Gustav Schmoller, probably the most important of the younger members of the Historical School of political economy in Germany, relates that ‘on the 20th May 1889, Dr. Simmel delivered a paper on the “Psychology of Money” in my political science seminar…. It was the germ of the important book which now appears before us as The Philosophy of Money.’1 This paper was subsequently published in the same year in Schmoller’s Jahrbuch2 and was followed by a series of articles between 1896 and 1899 which formed sketches for parts of The Philosophy of Money when the whole work was published in 1900.3 In this original essay on the psychology of money, Simmel already raised in a very schematic manner many of the issues that were subsequently to preoccupy him in his more detailed work later: money’s relationship to the ends-means dichotomy; its effect upon the teleological sequences of human purposive action; its colourless and seemingly neutral character; and the problems of establishing a satisfactory theory of value. Here, too, Simmel already briefly referred to some of the examples of the workings of money, such as its relationship to the blasé attitude and to the sale of women. In the intervening eleven years between the appearance of Simmel’s first article in this area in 1889 and the publication of the first edition of the present work in 1900, the ‘psychology’ of money was transformed into the ‘philosophy’ of money. His more common essay style gained an architectonic structure in The Philosophy of Money which few of his later

works possessed. Simmel’s views on the relationship between money and the division of labour had taken on a more substantive focus with the publication of his own work in this area, Über sociale Differenzierung, in 1890.4 His philosophical concerns had been deepened both by his work on the philosophy of history-Die Probleme der Geschichtsphilosophie-in 18925 and on moral philosophy with his Einleitung in die Moralphilosophie, published in two volumes in 1892 and 1893.6 Yet though the psychological dimensions of Simmel’s interest in money did not completely disappear and though his philosophical interests were broadening and coming increasingly to the fore, there was another dimension of his thought that was clearly apparent to his contemporaries when they read The Philosophy of Money.
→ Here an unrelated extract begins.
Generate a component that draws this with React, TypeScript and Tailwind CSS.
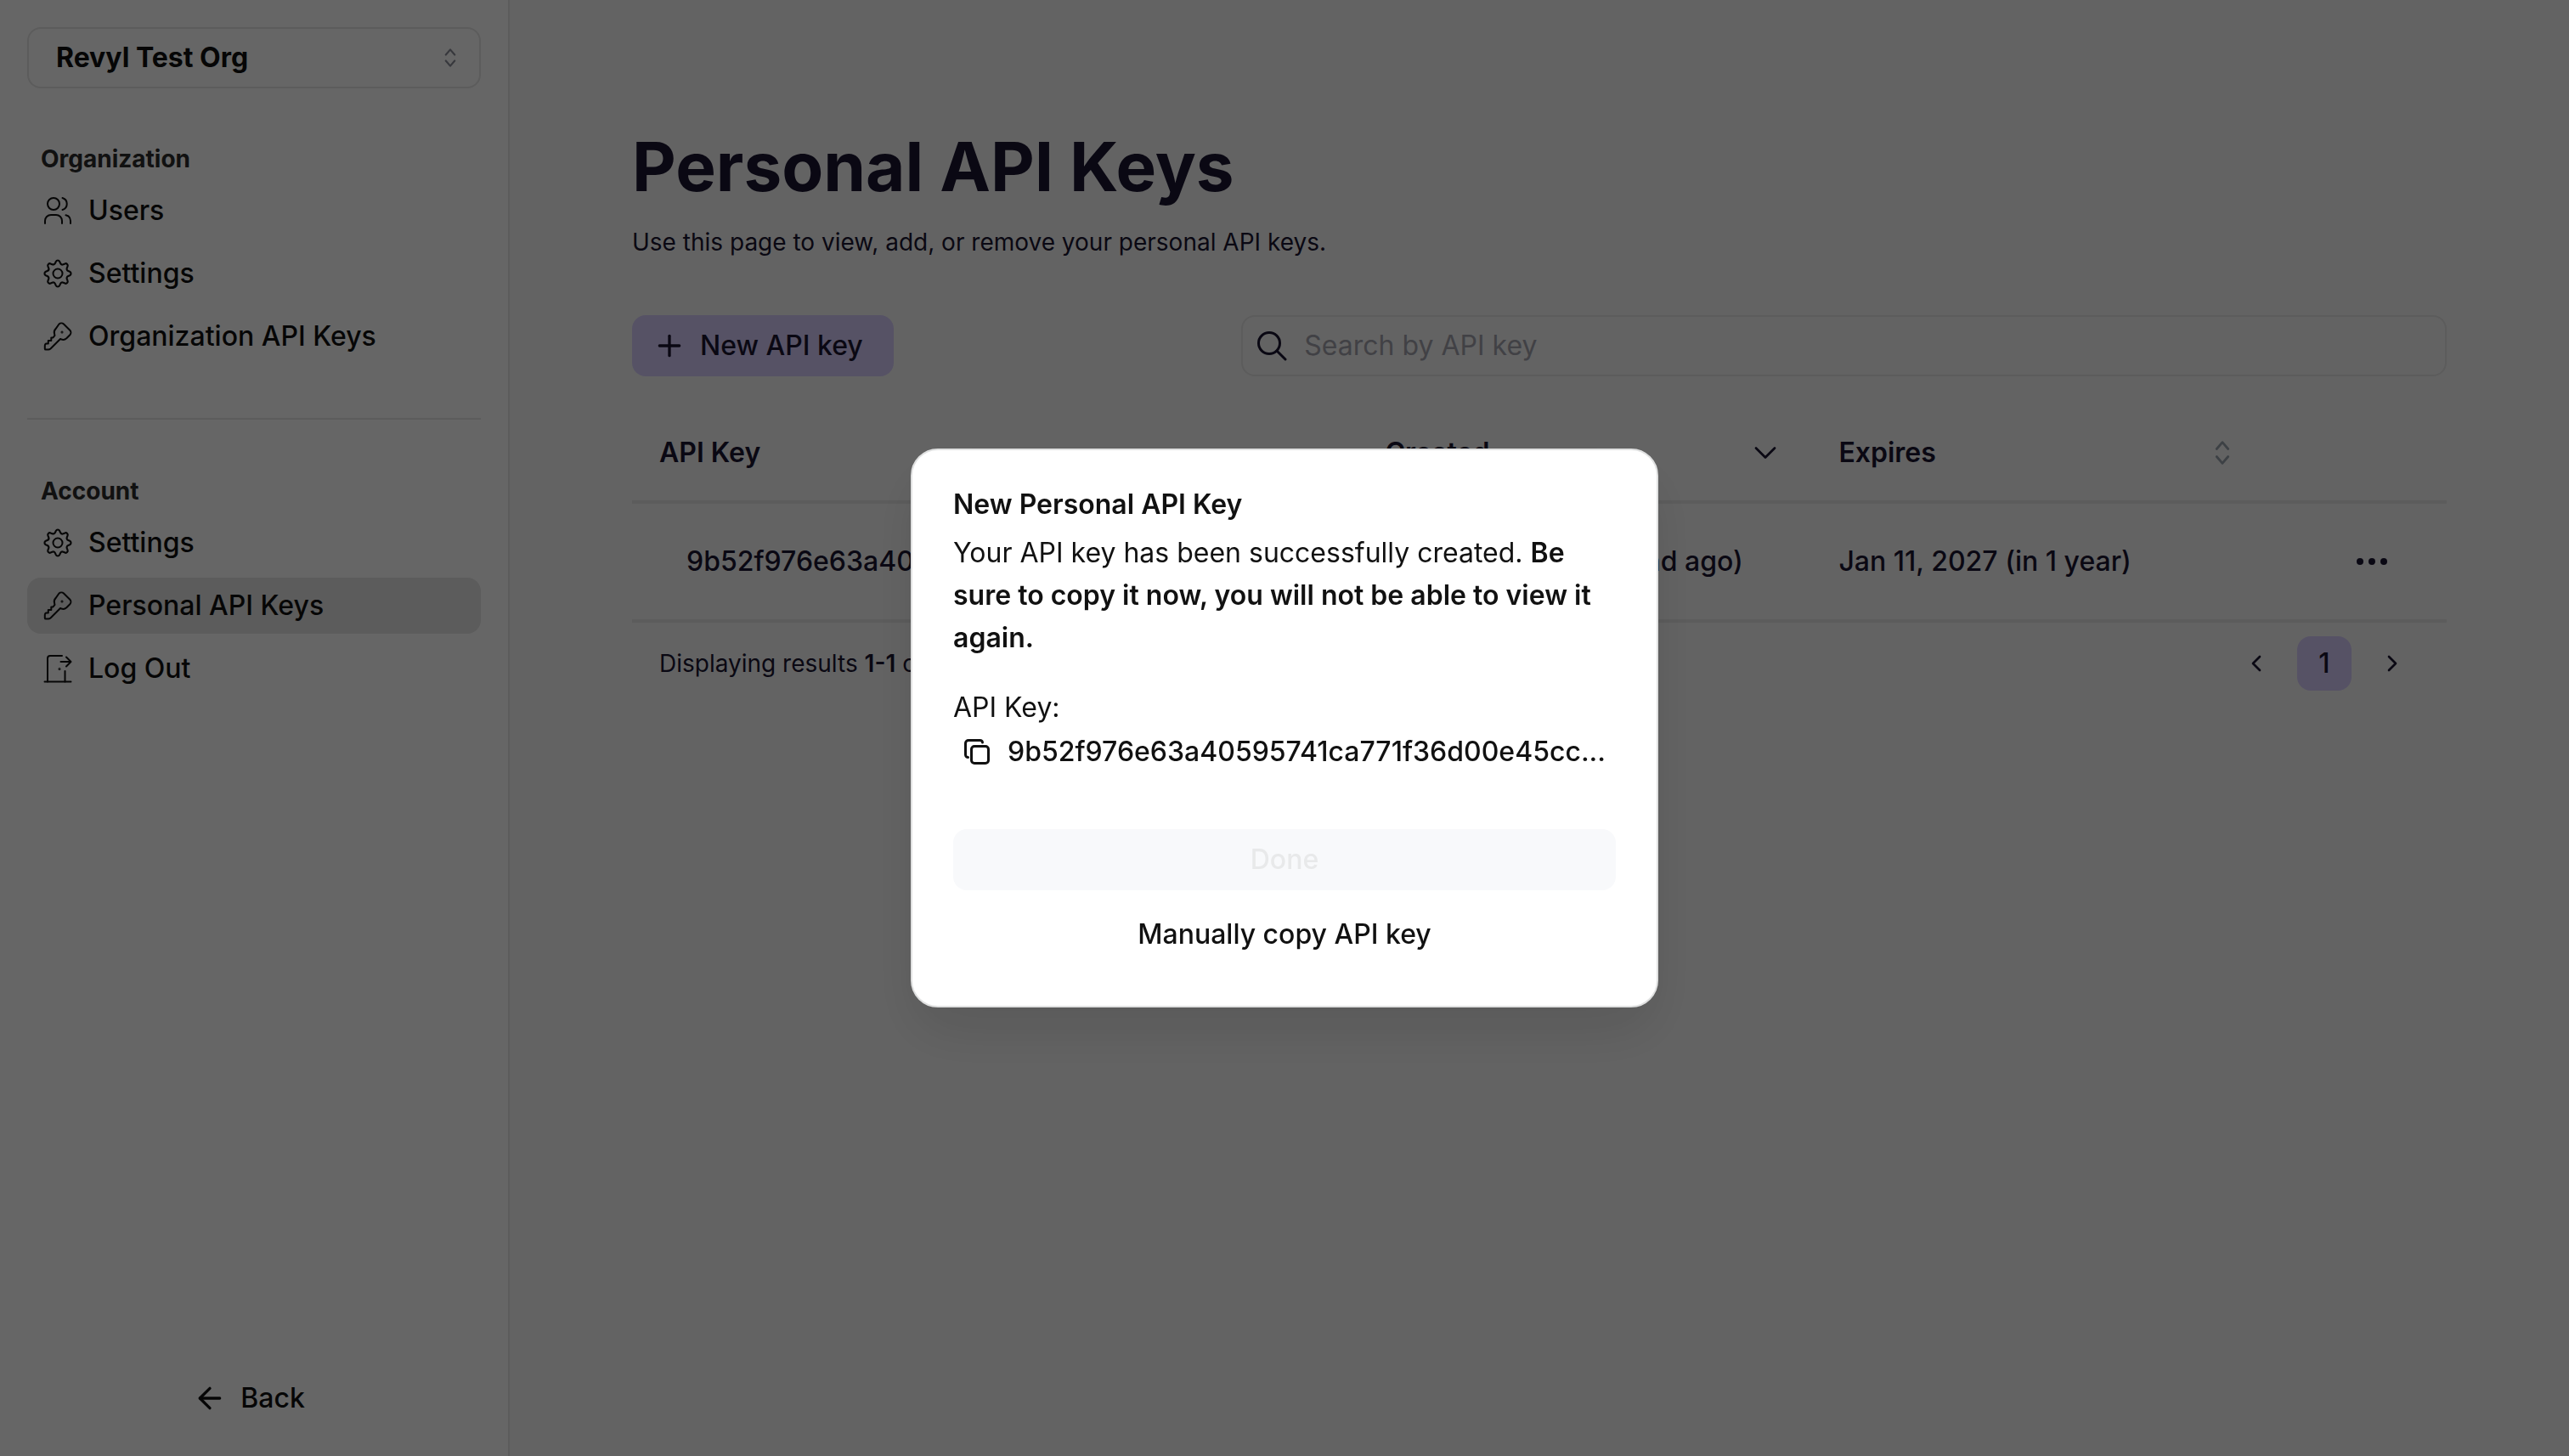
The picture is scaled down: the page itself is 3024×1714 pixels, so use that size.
import React from "react";
import { Plus, ArrowLeft, ChevronDown, ChevronLeft, ChevronRight } from "lucide-react";

type IconProps = { className?: string };

const thin = {
  viewBox: "0 0 36 36",
  fill: "none",
  stroke: "currentColor",
  strokeWidth: 2,
  strokeLinecap: "round" as const,
  strokeLinejoin: "round" as const,
  "aria-hidden": true,
};

function UsersIcon() {
  return (
    <svg {...thin} className="size-9 shrink-0">
      <circle cx="13" cy="10" r="7" />
      <path d="M23.5 3a7.3 7.3 0 0 1 0 14" />
      <path d="M3 33v-3a7 7 0 0 1 7-7h6a7 7 0 0 1 7 7v3" />
      <path d="M27.500 23.300a7 7 0 0 1 5.500 6.700v3" />
    </svg>
  );
}

function GearIcon() {
  return (
    <svg {...thin} className="size-9 shrink-0">
      <circle cx="18" cy="18" r="5.500" />
      <path d="M16 4.300a2.200 2.200 0 0 1 4 0l.7 1.700a2.600 2.600 0 0 0 3.400 1.400l1.700-.7a2.200 2.200 0 0 1 2.900 2.900l-.7 1.700a2.600 2.600 0 0 0 1.400 3.400l1.700.7a2.200 2.200 0 0 1 0 4l-1.700.7a2.600 2.600 0 0 0-1.400 3.400l.7 1.700a2.200 2.200 0 0 1-2.900 2.900l-1.700-.7a2.600 2.600 0 0 0-3.400 1.400l-.7 1.700a2.200 2.200 0 0 1-4 0l-.7-1.700a2.600 2.600 0 0 0-3.400-1.400l-1.700.7a2.200 2.200 0 0 1-2.900-2.900l.7-1.700a2.600 2.600 0 0 0-1.400-3.400l-1.700-.7a2.200 2.200 0 0 1 0-4l1.700-.7a2.600 2.600 0 0 0 1.400-3.400l-.7-1.700a2.200 2.200 0 0 1 2.900-2.900l1.700.7a2.600 2.600 0 0 0 3.400-1.400z" transform="translate(18 18) scale(1.08) translate(-18 -17.400)" />
    </svg>
  );
}

function KeyIcon() {
  return (
    <svg {...thin} className="size-9 shrink-0">
      <path d="M19.500 3.500a4 4 0 0 1 5.500 0l7.300 7.300a4 4 0 0 1 0 5.500l-4 4a6 6 0 0 1-6 1.200l-1.300-.5L9.500 32.500A4 4 0 0 1 6.700 33.600H4a1.200 1.200 0 0 1-1.200-1.200v-3.600q0-1.600 1.500-2.300h2.500v-3.600h3.500v-3.500h2.200l2-2.500-.4-1.600a6 6 0 0 1 1.300-6z" />
      <circle cx="23" cy="13" r=".5" />
    </svg>
  );
}

function DoorIcon() {
  return (
    <svg {...thin} className="size-9 shrink-0">
      <path d="M2.500 33.500h31" />
      <path d="M6 33.500V6a3 3 0 0 1 3-3h14" />
      <path d="M26.500 21v12.500" />
      <path d="M21.500 10h12M28 4.500l5.500 5.500-5.500 5.500" />
      <circle cx="20" cy="18.500" r=".5" />
    </svg>
  );
}

function CopyIcon() {
  return (
    <svg viewBox="0 0 32 32" fill="none" stroke="currentColor" strokeWidth="3" strokeLinecap="round" strokeLinejoin="round" aria-hidden className="size-8 shrink-0">
      <rect x="9.500" y="9.500" width="20" height="20" rx="3.500" />
      <path d="M5.500 22.500A3 3 0 0 1 2.500 19.500V6A3.500 3.500 0 0 1 6 2.500H19.500A3 3 0 0 1 22.500 5" />
    </svg>
  );
}

function SortIcon({ className }: IconProps) {
  return (
    <svg viewBox="0 0 32 32" fill="none" stroke="currentColor" strokeWidth="2.500" strokeLinecap="round" strokeLinejoin="round" aria-hidden className={className}>
      <path d="M10 12l6-7 6 7M10 20l6 7 6-7" />
    </svg>
  );
}

function SearchIcon() {
  return (
    <svg viewBox="0 0 36 36" fill="none" stroke="currentColor" strokeWidth="3" strokeLinecap="round" aria-hidden className="size-9 shrink-0">
      <circle cx="15" cy="15" r="12.500" />
      <path d="M24 24l10 10" />
    </svg>
  );
}

function NavItem({ icon, label, active = false }: { icon: React.ReactNode; label: string; active?: boolean }) {
  return (
    <a
      href="#"
      aria-current={active ? "page" : undefined}
      className={
        active
          ? "flex h-[66px] items-center gap-[18px] rounded-2xl bg-[#e5e5e5] px-[18px]"
          : "flex h-[66px] items-center gap-[18px] rounded-2xl px-[18px]"
      }
    >
      {icon}
      {label}
    </a>
  );
}

function NavSection({ title, children }: { title: string; children: React.ReactNode }) {
  return (
    <section>
      <h2 className="px-4 text-[28px] leading-[42px] font-bold text-[#2b2b2b]">{title}</h2>
      <div className="mt-[7px] flex flex-col gap-2">{children}</div>
    </section>
  );
}

function Sidebar() {
  return (
    <aside className="flex w-[600px] shrink-0 flex-col border-r-2 border-[#e5e5e5] bg-white px-8 pt-8 pb-8 text-[32px] leading-[48px] font-medium text-[#111111]">
      <button type="button" className="flex h-[72px] items-center justify-between rounded-2xl border-2 border-[#e5e5e5] pr-5 pl-8 font-bold">
        Revyl Test Org
        <SortIcon className="size-7 text-[#8b8d98]" />
      </button>
      <nav className="mt-[62px]">
        <NavSection title="Organization">
          <NavItem icon={<UsersIcon />} label="Users" />
          <NavItem icon={<GearIcon />} label="Settings" />
          <NavItem icon={<KeyIcon />} label="Organization API Keys" />
        </NavSection>
        <hr className="my-[63px] border-t-2 border-[#e5e5e5]" />
        <NavSection title="Account">
          <NavItem icon={<GearIcon />} label="Settings" />
          <NavItem icon={<KeyIcon />} label="Personal API Keys" active />
          <NavItem icon={<DoorIcon />} label="Log Out" />
        </NavSection>
      </nav>
      <a href="#" className="mt-auto flex h-[72px] items-center justify-center gap-4 pr-3">
        <ArrowLeft className="size-10" strokeWidth={2} aria-hidden />
        Back
      </a>
    </aside>
  );
}

function KeysTable() {
  return (
    <table className="mt-[34px] w-full table-fixed border-collapse text-left">
      <colgroup>
        <col className="w-[40%]" />
        <col className="w-[25%]" />
        <col className="w-[25%]" />
        <col className="w-[10%]" />
      </colgroup>
      <thead>
        <tr className="h-[114px] border-b-4 border-[#e5e5e5]">
          <th className="px-8 font-semibold">API Key</th>
          <th className="font-semibold">
            <button type="button" className="flex w-full items-center justify-between px-8">
              Created
              <ChevronDown className="size-11" strokeWidth={1.5} aria-hidden />
            </button>
          </th>
          <th className="font-semibold">
            <button type="button" className="flex w-full items-center justify-between px-8">
              Expires
              <SortIcon className="size-9 text-[#9aa3ad]" />
            </button>
          </th>
          <th aria-label="Actions" />
        </tr>
      </thead>
      <tbody>
        <tr className="h-[140px] border-b-4 border-[#e5e5e5] font-medium">
          <td className="truncate px-16">9b52f976e63a40595741...</td>
          <td className="pl-8 whitespace-nowrap">Jan 11, 2026 (1 second ago)</td>
          <td className="pl-8 whitespace-nowrap">Jan 11, 2027 (in 1 year)</td>
          <td>
            <button type="button" aria-label="More actions" className="ml-auto mr-16 flex size-12 items-center justify-center">
              <svg viewBox="0 0 40 12" fill="currentColor" aria-hidden className="h-3 w-10">
                <circle cx="6" cy="6" r="4" />
                <circle cx="20" cy="6" r="4" />
                <circle cx="34" cy="6" r="4" />
              </svg>
            </button>
          </td>
        </tr>
      </tbody>
    </table>
  );
}

function Main() {
  return (
    <main className="flex-1 bg-[#f8f8f8] px-36 pt-[136px] text-[32px] leading-[48px] text-[#1a1530]">
      <h1 className="text-[80px] leading-[120px] font-bold">Personal API Keys</h1>
      <p className="mt-2 text-[28px] leading-[42px]">Use this page to view, add, or remove your personal API keys.</p>
      <div className="mt-[65px] grid grid-cols-3 gap-4">
        <button type="button" className="flex h-[72px] items-center gap-4 justify-self-start rounded-2xl bg-[#d7cdfd] pr-9 pl-6 font-medium">
          <Plus className="size-10" strokeWidth={2} aria-hidden />
          New API key
        </button>
        <label className="col-span-2 flex h-[72px] items-center gap-5 rounded-2xl border-2 border-[#e5e5e5] px-4">
          <SearchIcon />
          <input type="search" aria-label="Search by API key" placeholder="Search by API key" className="min-w-0 flex-1 bg-transparent outline-none placeholder:text-[#a3a3ad]" />
        </label>
      </div>
      <KeysTable />
      <div className="mt-4 flex items-center justify-between px-8">
        <p className="text-[28px] leading-[42px]">
          Displaying results <b className="font-semibold">1-1</b> of <b className="font-semibold">1</b>
        </p>
        <nav aria-label="Pagination" className="flex items-center gap-4">
          <button type="button" aria-label="Previous page" className="flex size-16 items-center justify-center">
            <ChevronLeft className="size-8" aria-hidden />
          </button>
          <button type="button" aria-current="page" className="size-16 rounded-2xl bg-[#d7cdfd] font-medium">1</button>
          <button type="button" aria-label="Next page" className="flex size-16 items-center justify-center">
            <ChevronRight className="size-8" aria-hidden />
          </button>
        </nav>
      </div>
    </main>
  );
}

function KeyDialog() {
  return (
    <div className="fixed inset-0 flex items-center justify-center bg-black/60">
      <div
        role="dialog"
        aria-modal="true"
        aria-labelledby="dialog-title"
        className="w-[880px] rounded-[32px] border-2 border-[#e0e1e1] bg-white px-12 pt-10 pb-12 text-[32px] leading-[50px] text-[#111111] shadow-[0_32px_64px_-8px_rgba(0,0,0,0.12)]"
      >
        <h2 id="dialog-title" className="leading-[48px] font-semibold">New Personal API Key</h2>
        <p className="mt-2">
          Your API key has been successfully created.{" "}
          <strong className="font-semibold">Be sure to copy it now, you will not be able to view it again.</strong>
        </p>
        <p className="mt-8">API Key:</p>
        <button type="button" className="flex h-[54px] w-full items-center gap-5 px-3 font-medium">
          <CopyIcon />
          9b52f976e63a40595741ca771f36d00e45cc...
        </button>
        <button type="button" disabled className="mt-16 h-[72px] w-full rounded-2xl bg-[#f8f9fb] font-medium text-[#e8e9ea]">
          Done
        </button>
        <button type="button" className="mt-4 h-[72px] w-full rounded-2xl font-medium">Manually copy API key</button>
      </div>
    </div>
  );
}

export default function App() {
  return (
    <div className="flex min-h-screen font-['Inter',sans-serif]">
      <Sidebar />
      <Main />
      <KeyDialog />
    </div>
  );
}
It is indeed in this intervening period that most of the essays that make up his Soziologie were published in article form.7 When Max Weber commenced a critical review of Simmel’s sociological work-probably in 1908-which he never completed, he concerned himself not merely with his Soziologie. published in 1908, but also with The Philosophy of Money.8 Weber sought to review Simmel’s work as a ‘sociologist and theorist of the money economy’. Weber subsequently acknowledged some of his debt to Simmel in his published work, though most often this acknowledgment was tempered by severe criticism. Yet like many of Simmel’s contemporaries, Weber clearly found it difficult to locate Simmel’s work within some readily recognized discipline and tradition.